_Goal of the exercise_: Set out each line from the following listing that includes the word "styles".

_Dataset content_:
• • • •

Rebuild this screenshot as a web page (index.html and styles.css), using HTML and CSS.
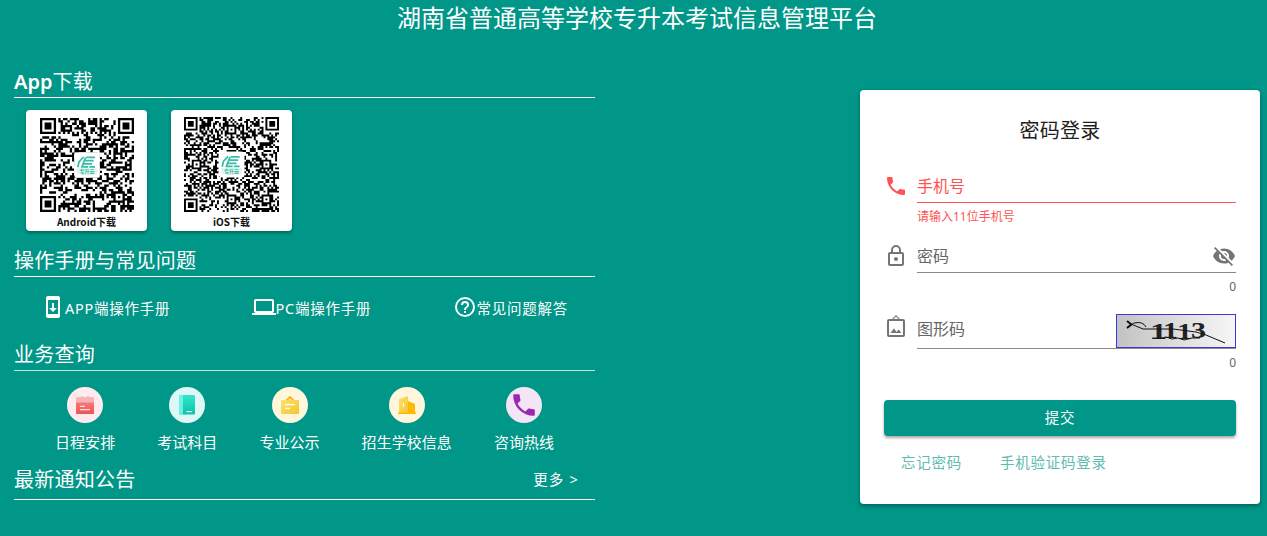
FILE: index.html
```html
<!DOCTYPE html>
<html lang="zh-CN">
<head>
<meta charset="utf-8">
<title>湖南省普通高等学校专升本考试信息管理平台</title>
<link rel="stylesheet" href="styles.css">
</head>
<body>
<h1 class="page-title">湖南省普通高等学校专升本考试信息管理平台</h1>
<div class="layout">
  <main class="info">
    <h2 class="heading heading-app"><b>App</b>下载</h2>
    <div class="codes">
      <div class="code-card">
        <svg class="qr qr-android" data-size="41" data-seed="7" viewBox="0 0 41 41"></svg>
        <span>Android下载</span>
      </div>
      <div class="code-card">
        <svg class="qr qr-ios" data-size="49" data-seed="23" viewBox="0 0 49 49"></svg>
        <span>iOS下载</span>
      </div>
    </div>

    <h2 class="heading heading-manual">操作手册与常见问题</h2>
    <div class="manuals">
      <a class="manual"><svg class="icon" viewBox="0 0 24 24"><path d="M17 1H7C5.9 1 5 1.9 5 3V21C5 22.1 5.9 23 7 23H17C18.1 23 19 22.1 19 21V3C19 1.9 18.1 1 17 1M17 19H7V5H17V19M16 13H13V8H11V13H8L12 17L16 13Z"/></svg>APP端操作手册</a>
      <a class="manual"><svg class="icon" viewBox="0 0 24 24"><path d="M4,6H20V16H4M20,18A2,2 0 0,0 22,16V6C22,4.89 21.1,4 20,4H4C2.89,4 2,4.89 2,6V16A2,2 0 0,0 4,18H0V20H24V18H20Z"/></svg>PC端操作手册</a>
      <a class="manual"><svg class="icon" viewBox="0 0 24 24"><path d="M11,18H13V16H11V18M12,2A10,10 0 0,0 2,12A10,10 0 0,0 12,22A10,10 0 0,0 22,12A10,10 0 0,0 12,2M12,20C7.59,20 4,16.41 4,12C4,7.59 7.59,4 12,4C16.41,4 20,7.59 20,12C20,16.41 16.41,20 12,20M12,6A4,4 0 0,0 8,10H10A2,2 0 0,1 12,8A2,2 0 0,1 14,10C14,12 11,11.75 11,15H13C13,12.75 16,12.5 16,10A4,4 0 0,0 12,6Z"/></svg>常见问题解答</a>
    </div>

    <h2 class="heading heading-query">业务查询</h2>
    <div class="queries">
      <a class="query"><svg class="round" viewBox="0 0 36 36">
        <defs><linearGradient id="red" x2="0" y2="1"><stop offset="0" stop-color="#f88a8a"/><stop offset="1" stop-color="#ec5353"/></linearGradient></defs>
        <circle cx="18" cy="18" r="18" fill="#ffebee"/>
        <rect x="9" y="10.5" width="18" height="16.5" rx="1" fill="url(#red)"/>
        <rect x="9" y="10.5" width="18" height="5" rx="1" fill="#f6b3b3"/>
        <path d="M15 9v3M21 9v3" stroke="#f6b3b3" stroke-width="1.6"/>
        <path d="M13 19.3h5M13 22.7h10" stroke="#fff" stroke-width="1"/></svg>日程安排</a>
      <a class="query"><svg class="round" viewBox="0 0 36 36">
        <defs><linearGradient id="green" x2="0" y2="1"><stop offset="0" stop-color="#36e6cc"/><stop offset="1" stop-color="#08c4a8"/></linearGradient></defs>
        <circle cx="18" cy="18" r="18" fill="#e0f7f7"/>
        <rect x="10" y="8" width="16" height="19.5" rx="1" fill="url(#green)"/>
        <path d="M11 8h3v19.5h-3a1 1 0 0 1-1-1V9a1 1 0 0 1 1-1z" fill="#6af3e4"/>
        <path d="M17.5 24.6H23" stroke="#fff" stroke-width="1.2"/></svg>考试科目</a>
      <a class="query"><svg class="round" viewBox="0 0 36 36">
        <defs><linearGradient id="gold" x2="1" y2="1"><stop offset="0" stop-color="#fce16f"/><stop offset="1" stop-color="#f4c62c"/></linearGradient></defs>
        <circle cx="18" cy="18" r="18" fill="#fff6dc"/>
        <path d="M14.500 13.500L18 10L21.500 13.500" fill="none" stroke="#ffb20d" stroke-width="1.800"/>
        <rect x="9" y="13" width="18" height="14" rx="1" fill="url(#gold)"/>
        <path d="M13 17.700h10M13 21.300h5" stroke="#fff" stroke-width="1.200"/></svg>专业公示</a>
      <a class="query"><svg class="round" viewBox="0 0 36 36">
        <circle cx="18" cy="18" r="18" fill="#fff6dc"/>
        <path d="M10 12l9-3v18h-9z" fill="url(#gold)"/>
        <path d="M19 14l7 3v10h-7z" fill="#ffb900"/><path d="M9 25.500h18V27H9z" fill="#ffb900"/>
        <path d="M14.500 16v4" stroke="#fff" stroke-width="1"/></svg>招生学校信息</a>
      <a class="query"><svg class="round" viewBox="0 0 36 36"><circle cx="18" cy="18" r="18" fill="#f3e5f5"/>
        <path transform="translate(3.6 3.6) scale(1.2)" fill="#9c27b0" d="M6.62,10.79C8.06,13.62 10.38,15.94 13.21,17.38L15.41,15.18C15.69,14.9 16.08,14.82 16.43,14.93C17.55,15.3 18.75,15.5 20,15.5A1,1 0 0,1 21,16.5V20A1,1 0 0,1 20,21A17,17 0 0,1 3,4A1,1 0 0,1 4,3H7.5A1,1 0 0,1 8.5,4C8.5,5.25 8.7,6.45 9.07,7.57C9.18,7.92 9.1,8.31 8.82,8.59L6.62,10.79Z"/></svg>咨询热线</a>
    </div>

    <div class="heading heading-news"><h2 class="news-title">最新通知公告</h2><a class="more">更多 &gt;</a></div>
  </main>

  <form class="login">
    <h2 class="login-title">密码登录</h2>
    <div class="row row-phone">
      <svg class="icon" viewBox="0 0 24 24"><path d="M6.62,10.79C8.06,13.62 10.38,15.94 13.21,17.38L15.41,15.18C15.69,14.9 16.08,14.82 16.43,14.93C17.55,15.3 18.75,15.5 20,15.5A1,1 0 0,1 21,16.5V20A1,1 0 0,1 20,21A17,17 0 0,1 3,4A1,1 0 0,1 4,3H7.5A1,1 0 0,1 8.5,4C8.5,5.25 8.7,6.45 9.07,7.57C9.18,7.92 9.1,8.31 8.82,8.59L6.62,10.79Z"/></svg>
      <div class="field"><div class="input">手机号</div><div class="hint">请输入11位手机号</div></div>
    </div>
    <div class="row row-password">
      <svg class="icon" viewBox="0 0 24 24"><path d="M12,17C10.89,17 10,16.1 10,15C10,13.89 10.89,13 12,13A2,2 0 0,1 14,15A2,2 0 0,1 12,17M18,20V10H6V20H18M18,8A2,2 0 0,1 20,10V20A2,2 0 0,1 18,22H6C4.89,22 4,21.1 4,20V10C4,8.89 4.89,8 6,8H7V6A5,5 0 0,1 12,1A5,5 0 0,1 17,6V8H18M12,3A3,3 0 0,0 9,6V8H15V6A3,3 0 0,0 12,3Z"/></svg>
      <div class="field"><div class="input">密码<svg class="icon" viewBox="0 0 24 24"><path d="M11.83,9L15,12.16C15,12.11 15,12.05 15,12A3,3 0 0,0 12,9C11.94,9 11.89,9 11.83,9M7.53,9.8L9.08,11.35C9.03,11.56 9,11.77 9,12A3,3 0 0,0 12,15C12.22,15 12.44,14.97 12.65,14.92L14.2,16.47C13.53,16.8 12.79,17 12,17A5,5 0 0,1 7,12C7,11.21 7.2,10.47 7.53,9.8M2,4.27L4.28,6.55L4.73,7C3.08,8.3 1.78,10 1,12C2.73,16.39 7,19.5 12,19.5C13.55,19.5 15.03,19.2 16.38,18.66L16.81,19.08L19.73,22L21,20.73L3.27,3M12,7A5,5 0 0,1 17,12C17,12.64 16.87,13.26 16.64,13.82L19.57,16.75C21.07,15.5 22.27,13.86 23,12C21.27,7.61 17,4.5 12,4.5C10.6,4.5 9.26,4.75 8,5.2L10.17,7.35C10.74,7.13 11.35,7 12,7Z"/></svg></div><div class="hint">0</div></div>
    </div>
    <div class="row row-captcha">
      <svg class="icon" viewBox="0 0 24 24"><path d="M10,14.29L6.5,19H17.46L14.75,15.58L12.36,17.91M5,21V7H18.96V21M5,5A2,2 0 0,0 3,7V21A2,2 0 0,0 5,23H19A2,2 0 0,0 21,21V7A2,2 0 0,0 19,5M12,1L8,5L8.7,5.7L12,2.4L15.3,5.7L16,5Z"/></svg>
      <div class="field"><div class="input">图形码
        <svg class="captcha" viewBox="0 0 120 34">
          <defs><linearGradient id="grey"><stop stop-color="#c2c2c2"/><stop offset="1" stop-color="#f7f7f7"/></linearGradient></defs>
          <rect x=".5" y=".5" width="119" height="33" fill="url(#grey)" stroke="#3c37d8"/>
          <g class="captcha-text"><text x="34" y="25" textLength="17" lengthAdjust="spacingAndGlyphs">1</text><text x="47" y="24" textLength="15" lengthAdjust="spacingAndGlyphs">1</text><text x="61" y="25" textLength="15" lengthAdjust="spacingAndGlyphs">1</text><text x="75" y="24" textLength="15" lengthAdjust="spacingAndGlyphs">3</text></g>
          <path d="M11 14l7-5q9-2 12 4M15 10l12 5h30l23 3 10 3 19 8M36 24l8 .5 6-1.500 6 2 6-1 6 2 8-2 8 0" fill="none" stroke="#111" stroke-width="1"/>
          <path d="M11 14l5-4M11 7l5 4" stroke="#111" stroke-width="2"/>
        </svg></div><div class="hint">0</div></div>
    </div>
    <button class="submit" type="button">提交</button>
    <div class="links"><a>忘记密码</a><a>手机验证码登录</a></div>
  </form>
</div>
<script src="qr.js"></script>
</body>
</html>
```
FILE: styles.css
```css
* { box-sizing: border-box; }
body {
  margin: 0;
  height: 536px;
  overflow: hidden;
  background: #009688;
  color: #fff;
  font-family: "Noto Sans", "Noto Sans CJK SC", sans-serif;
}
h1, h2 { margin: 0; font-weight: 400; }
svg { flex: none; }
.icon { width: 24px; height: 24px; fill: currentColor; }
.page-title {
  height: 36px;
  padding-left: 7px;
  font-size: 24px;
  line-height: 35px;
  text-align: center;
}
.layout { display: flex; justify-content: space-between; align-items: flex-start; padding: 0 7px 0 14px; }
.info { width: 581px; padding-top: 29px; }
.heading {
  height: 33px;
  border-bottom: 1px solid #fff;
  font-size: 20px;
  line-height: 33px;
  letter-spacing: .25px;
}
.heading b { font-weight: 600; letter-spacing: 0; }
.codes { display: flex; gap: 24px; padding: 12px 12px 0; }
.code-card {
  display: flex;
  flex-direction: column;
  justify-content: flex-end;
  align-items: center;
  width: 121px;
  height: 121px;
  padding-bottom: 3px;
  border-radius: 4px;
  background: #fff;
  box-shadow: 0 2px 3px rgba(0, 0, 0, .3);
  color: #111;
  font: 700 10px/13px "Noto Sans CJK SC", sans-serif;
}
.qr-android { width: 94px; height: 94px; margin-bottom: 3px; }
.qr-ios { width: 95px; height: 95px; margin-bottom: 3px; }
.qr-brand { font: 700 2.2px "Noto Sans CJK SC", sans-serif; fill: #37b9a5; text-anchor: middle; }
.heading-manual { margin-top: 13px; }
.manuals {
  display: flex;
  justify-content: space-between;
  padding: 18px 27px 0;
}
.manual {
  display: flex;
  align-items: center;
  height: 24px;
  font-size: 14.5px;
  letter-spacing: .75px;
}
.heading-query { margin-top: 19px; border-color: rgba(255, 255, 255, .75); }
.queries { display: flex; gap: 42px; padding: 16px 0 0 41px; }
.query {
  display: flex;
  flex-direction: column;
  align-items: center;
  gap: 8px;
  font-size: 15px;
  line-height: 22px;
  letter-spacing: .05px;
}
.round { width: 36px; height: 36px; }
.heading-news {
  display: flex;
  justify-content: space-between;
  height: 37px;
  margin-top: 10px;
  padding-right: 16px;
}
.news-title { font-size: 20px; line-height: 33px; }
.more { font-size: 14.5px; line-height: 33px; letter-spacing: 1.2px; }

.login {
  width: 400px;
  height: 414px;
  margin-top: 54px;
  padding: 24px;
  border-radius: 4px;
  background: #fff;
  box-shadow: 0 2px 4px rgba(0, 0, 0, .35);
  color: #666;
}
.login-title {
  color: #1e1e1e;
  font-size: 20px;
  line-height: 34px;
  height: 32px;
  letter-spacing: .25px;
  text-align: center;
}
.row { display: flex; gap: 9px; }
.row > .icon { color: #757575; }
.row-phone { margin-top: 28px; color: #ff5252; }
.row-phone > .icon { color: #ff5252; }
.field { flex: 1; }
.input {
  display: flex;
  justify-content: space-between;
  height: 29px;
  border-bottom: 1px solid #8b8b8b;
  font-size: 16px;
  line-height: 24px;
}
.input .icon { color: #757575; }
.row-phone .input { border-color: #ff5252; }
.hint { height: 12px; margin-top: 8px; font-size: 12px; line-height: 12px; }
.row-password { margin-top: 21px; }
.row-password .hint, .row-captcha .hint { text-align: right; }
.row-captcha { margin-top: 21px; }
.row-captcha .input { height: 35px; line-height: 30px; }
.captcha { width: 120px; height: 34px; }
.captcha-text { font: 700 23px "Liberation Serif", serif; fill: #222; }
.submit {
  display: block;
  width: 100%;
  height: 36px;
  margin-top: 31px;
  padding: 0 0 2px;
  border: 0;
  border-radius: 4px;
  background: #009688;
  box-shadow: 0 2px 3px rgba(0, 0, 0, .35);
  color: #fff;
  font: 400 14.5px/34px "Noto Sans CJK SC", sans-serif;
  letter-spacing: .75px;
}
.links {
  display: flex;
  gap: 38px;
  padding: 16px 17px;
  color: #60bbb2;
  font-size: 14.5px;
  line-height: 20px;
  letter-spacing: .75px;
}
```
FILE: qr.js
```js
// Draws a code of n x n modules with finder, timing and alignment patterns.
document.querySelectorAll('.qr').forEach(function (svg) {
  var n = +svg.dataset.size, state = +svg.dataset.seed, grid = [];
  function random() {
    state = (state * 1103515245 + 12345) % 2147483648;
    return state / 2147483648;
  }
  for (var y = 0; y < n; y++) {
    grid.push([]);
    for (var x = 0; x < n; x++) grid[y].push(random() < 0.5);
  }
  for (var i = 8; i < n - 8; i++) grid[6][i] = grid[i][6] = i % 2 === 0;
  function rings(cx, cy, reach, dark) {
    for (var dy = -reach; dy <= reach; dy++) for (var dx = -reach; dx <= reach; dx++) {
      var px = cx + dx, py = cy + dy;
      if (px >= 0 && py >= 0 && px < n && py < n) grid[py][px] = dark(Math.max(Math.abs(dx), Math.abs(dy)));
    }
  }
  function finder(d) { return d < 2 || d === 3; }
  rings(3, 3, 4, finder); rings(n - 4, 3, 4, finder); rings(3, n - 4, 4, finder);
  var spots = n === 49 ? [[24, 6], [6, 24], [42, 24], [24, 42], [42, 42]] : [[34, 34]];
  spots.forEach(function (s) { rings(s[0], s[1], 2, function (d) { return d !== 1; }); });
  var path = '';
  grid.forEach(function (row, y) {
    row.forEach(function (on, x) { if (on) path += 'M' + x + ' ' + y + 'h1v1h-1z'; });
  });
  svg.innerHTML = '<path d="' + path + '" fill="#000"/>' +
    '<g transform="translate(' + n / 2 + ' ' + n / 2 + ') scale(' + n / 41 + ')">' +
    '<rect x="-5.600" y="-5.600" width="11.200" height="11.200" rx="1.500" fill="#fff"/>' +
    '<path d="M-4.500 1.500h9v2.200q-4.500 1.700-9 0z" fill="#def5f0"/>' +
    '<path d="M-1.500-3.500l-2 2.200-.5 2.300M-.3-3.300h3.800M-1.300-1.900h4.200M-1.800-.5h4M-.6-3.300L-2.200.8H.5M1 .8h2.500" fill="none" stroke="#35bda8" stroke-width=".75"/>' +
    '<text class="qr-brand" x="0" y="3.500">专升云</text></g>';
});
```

• • • •

_Finished task_:
Rebuild this screenshot as a web page (index.html and styles.css), using HTML and CSS.
<link rel="stylesheet" href="styles.css">
FILE: styles.css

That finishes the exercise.